● **Prompt**: Find the lines with "styles" in them and copy them out.

● **Given data**:

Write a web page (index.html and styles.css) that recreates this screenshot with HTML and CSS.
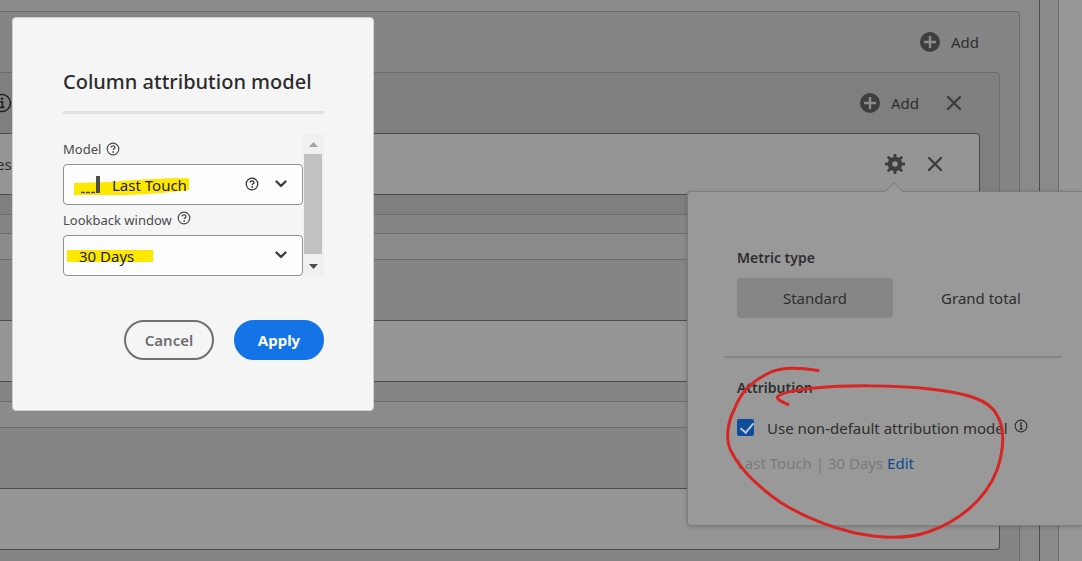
FILE: index.html
```
<!DOCTYPE html>
<html lang="en">
<head>
<meta charset="utf-8">
<title>Column attribution model</title>
<link rel="stylesheet" href="styles.css">
</head>
<body>
<svg class="defs" aria-hidden="true">
  <symbol id="plus" viewBox="0 0 20 20"><circle cx="10" cy="10" r="10" fill="#3e3e3e"/><path d="M10 4v12M4 10h12" stroke="#8c8c8c" stroke-width="2.4"/></symbol>
  <symbol id="cross" viewBox="0 0 16 16"><path d="M2 2l12 12M14 2L2 14" stroke="#3e3e3e" stroke-width="2.400" stroke-linecap="round"/></symbol>
  <symbol id="gear" viewBox="0 0 20 20"><g fill="none" stroke="#3e3e3e"><circle cx="10" cy="10" r="5" stroke-width="4.600"/><path d="M10 .5v4M10 15.500v4M.5 10h4M15.500 10h4M3.600 3.600l3 3M13.400 13.400l3 3M16.400 3.600l-3 3M6.600 13.400l-3 3" stroke-width="2.800" stroke-linecap="round"/></g></symbol>
  <symbol id="help" viewBox="0 0 14 14"><circle cx="7" cy="7" r="5.800" fill="none" stroke="currentColor" stroke-width="1.200"/><path d="M5.200 5.500c0-1 .8-1.700 1.800-1.700s1.900.6 1.900 1.600c0 1.200-1.700 1.300-1.700 2.700" fill="none" stroke="currentColor" stroke-width="1.300"/><circle cx="7.200" cy="9.900" r=".9" fill="currentColor"/></symbol>
  <symbol id="info" viewBox="0 0 14 14"><circle cx="7" cy="7" r="5.900" fill="none" stroke="currentColor" stroke-width="1.100"/><circle cx="7" cy="4" r=".9" fill="currentColor"/><path d="M5.700 6.200h1.600v3.800M5.500 10.100h3.200" fill="none" stroke="currentColor" stroke-width="1.200"/></symbol>
  <symbol id="chevron" viewBox="0 0 12 8"><path d="M1.500 1.500L6 6l4.500-4.500" fill="none" stroke="#3f3f3f" stroke-width="2.400" stroke-linecap="round" stroke-linejoin="round"/></symbol>
</svg>

<div class="workspace">
  <main class="canvas">
    <section class="group">
      <div class="bar bar-outer">
        <button class="add"><svg class="i20"><use href="#plus"/></svg>Add</button>
      </div>
      <div class="group subgroup">
        <div class="bar">
          <svg class="cut-info"><use href="#info"/></svg>
          <button class="add"><svg class="i20"><use href="#plus"/></svg>Add</button>
          <button class="icon-btn" aria-label="Remove group"><svg class="i16"><use href="#cross"/></svg></button>
        </div>
        <div class="card">
          <span class="cut-text">es</span>
          <button class="icon-btn" aria-label="Settings"><svg class="i20"><use href="#gear"/></svg></button>
          <button class="icon-btn" aria-label="Remove metric"><svg class="i16"><use href="#cross"/></svg></button>
        </div>
      </div>
    </section>
    <section class="group block"><div class="bar"></div><div class="card"></div></section>
    <section class="group block"><div class="bar"></div><div class="card"></div></section>
  </main>
  <div class="gutter"></div>
  <aside class="side"></aside>
</div>

<section class="popover">
  <div class="arrow"></div>
  <div class="pop-part">
    <h2 class="pop-title">Metric type</h2>
    <div class="segments">
      <button class="segment selected">Standard</button>
      <button class="segment">Grand total</button>
    </div>
  </div>
  <hr class="pop-rule">
  <div class="pop-part">
    <h2 class="pop-title">Attribution</h2>
    <div class="check-row">
      <input class="check" type="checkbox" id="nondefault" checked>
      <label for="nondefault">Use non-default attribution model</label>
      <svg class="i14 raised"><use href="#info"/></svg>
    </div>
    <p class="summary">Last Touch | 30 Days <a class="edit" href="#">Edit</a></p>
  </div>
  <svg class="marker" viewBox="720 360 290 185" aria-hidden="true">
    <path d="M818 370.500C798 367.500 784 367 771 372C750 382 741 392 734 410C727 424 726 440 730 449C740 471 760 488 780 502C805 518 830 527 855 533C880 538 905 540 928 532C955 523 985 502 997 470C1004 449 1005 429 997 415C989 399 965 393 930 389C895 385 845 385 815 388C795 390 780 393 777.500 397C777 400 782 402 788 404.500"/>
  </svg>
</section>

<section class="dialog" role="dialog" aria-labelledby="dialog-title">
  <h1 class="dialog-title" id="dialog-title">Column attribution model</h1>
  <div class="scroller">
    <div class="fields">
      <div class="label-row"><label for="model">Model</label><svg class="i14"><use href="#help"/></svg></div>
      <div class="field">
        <svg class="highlight" viewBox="0 0 238 38" aria-hidden="true"><path d="M10 18L45 17Q90 13 125 13V25Q95 29 62 30H10Z" fill="#ffe800"/><path d="M17 27.500h14" stroke="#4b4b4b" stroke-width="1.500" stroke-dasharray="4 1"/><path d="M34 11v17" stroke="#4b4b4b" stroke-width="4"/></svg>
        <select class="select with-icon" id="model"><option>Last Touch</option></select>
        <span class="field-icons"><svg class="i14"><use href="#help"/></svg><svg class="chev"><use href="#chevron"/></svg></span>
      </div>
      <div class="label-row"><label for="lookback">Lookback window</label><svg class="i14 raised"><use href="#help"/></svg></div>
      <div class="field">
        <svg class="highlight" viewBox="0 0 238 38" aria-hidden="true"><path d="M3 14h86v12H3z" fill="#ffe800"/></svg>
        <select class="select" id="lookback"><option>30 Days</option></select>
        <span class="field-icons"><svg class="chev"><use href="#chevron"/></svg></span>
      </div>
    </div>
    <div class="scrollbar" aria-hidden="true">
      <svg class="step" viewBox="0 0 20 20"><path d="M6 13l4.500-5 4.500 5z" fill="#a3a3a3"/></svg>
      <div class="thumb"></div>
      <svg class="step" viewBox="0 0 20 20"><path d="M6 8l4.500 5L15 8z" fill="#4b4b4b"/></svg>
    </div>
  </div>
  <div class="actions">
    <button class="action">Cancel</button>
    <button class="action primary">Apply</button>
  </div>
</section>
</body>
</html>
```

FILE: styles.css
```
* { box-sizing: border-box; }

body {
  margin: 0;
  height: 100vh;
  overflow: hidden;
  position: relative;
  background: #8b8b8b;
  color: #2e2e2e;
  font: 15px/20px "Noto Sans", "Open Sans", sans-serif;
}

button {
  border: 0;
  padding: 0;
  background: none;
  color: inherit;
  font: inherit;
}

svg { display: block; flex: none; }
.defs { position: absolute; width: 0; height: 0; }
.i14 { width: 14px; height: 14px; }
.i16 { width: 16px; height: 16px; }
.i20 { width: 20px; height: 20px; }
.raised { margin-bottom: 4px; }

.workspace { display: flex; height: 100%; overflow: hidden; }
.canvas {
  flex: 1;
  display: flex;
  flex-direction: column;
  gap: 25px;
  padding: 11px 19px 0 0;
  border-right: 1px solid #4c4c4c;
}
.gutter { width: 18px; }
.side {
  width: 24px;
  border-left: 1px solid #6c6c6c;
  background: #979797;
}

.group {
  flex: none;
  padding: 0 19px 18px 0;
  border: 1px solid #6c6c6c;
  border-left: 0;
  border-radius: 0 4px 4px 0;
  background: #858585;
}
.subgroup, .block { padding-bottom: 19px; }
.subgroup { background: #7f7f7f; }

.bar {
  display: flex;
  align-items: center;
  justify-content: flex-end;
  gap: 27px;
  height: 60px;
  padding-right: 18px;
}
.bar-outer { padding-right: 21px; }
.add { display: flex; align-items: center; gap: 11px; }
.cut-info {
  width: 20px;
  height: 20px;
  margin: 0 auto 0 -8px;
  color: #222;
}

.card {
  display: flex;
  align-items: center;
  gap: 22px;
  height: 62px;
  padding-right: 36px;
  border: 1px solid #4c4c4c;
  border-left: 0;
  border-radius: 0 4px 4px 0;
  background: #959595;
}
.cut-text { margin: 0 auto 0 -4px; }

.popover {
  position: absolute;
  top: 191px;
  right: 0;
  width: 395px;
  padding: 56px 20px 52px 36px;
  border: 1px solid #7d7d7d;
  border-right: 0;
  border-radius: 4px 0 0 4px;
  background: #999;
  box-shadow: 0 1px 4px rgba(0, 0, 0, 0.2);
}
.arrow {
  position: absolute;
  top: -7px;
  left: 199px;
  width: 14px;
  height: 14px;
  border: 1px solid #7d7d7d;
  border-right: 0;
  border-bottom: 0;
  background: #999;
  transform: rotate(45deg);
}
.pop-part { padding: 0 3px 0 13px; }
.pop-title { margin: 0; font-size: 14px; font-weight: 600; }
.segments {
  display: grid;
  grid-template-columns: 1fr 1fr;
  gap: 10px;
  margin-top: 10px;
}
.segment { height: 40px; border-radius: 4px; }
.selected { background: #868686; }
.pop-rule {
  height: 2px;
  margin: 38px 0 20px;
  border: 0;
  background: #858585;
}
.check-row { display: flex; align-items: center; margin-top: 20px; gap: 6px; }
.check {
  appearance: none;
  width: 17px;
  height: 17px;
  margin: 0 7px 2px 0;
  border-radius: 2px;
  background: #0d4d9c;
}
.check::before {
  content: "";
  display: block;
  width: 6px;
  height: 11px;
  margin: 1px 0 0 6px;
  border: solid #b8c6d8;
  border-width: 0 2px 2px 0;
  transform: rotate(40deg);
}
.summary { margin: 15px 0 0; color: #7a7a7a; }
.edit { color: #0b4a94; text-decoration: none; }
.marker {
  position: absolute;
  top: 168px;
  left: 32px;
  width: 290px;
  height: 185px;
  fill: none;
  stroke: #d92424;
  stroke-width: 3;
  stroke-linecap: round;
}

.dialog {
  position: absolute;
  top: 17px;
  left: 12px;
  width: 362px;
  padding: 50px 49px 50px 50px;
  border: 1px solid #d0d0d0;
  border-radius: 4px;
  background: #f5f5f5;
}
.dialog-title {
  margin: 0;
  padding-bottom: 15px;
  border-bottom: 3px solid #e1e1e1;
  color: #2c2c2c;
  font-size: 20px;
  font-weight: 500;
  line-height: 28px;
  white-space: nowrap;
}
.scroller { display: flex; margin-top: 20px; }
.fields { width: 240px; }
.label-row {
  display: flex;
  align-items: center;
  gap: 5px;
  height: 30px;
  color: #4b4b4b;
  font-size: 13px;
}
.field {
  position: relative;
  display: flex;
  height: 41px;
  border: 1px solid #909090;
  border-radius: 4px;
  background: #fdfdfd;
}
.highlight { position: absolute; top: 0; left: 0; width: 238px; height: 38px; }
.select {
  position: relative;
  appearance: none;
  width: 100%;
  border: 0;
  padding: 0 60px 0 15px;
  background: transparent;
  color: #222;
  font: inherit;
}
.with-icon { padding-left: 48px; }
.field-icons {
  position: absolute;
  top: 12px;
  right: 15px;
  display: flex;
  align-items: center;
  gap: 16px;
  height: 14px;
  pointer-events: none;
}
.chev { width: 12px; height: 8px; }
.scrollbar {
  flex: 1;
  display: flex;
  flex-direction: column;
  background: #f0f0f0;
}
.step { width: 20px; height: 20px; }
.thumb { flex: 1; margin: 0 2px 2px 1px; background: #c1c1c1; }
.actions { display: flex; justify-content: flex-end; gap: 20px; margin-top: 44px; }
.action {
  width: 90px;
  height: 40px;
  border: 2px solid #707070;
  border-radius: 20px;
  color: #6e6e6e;
  font-weight: 600;
}
.primary { border-color: #1473e6; background: #1473e6; color: #fff; font-weight: 700; }
```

● **Completed task**:
Write a web page (index.html and styles.css) that recreates this screenshot with HTML and CSS.
<link rel="stylesheet" href="styles.css">
FILE: styles.css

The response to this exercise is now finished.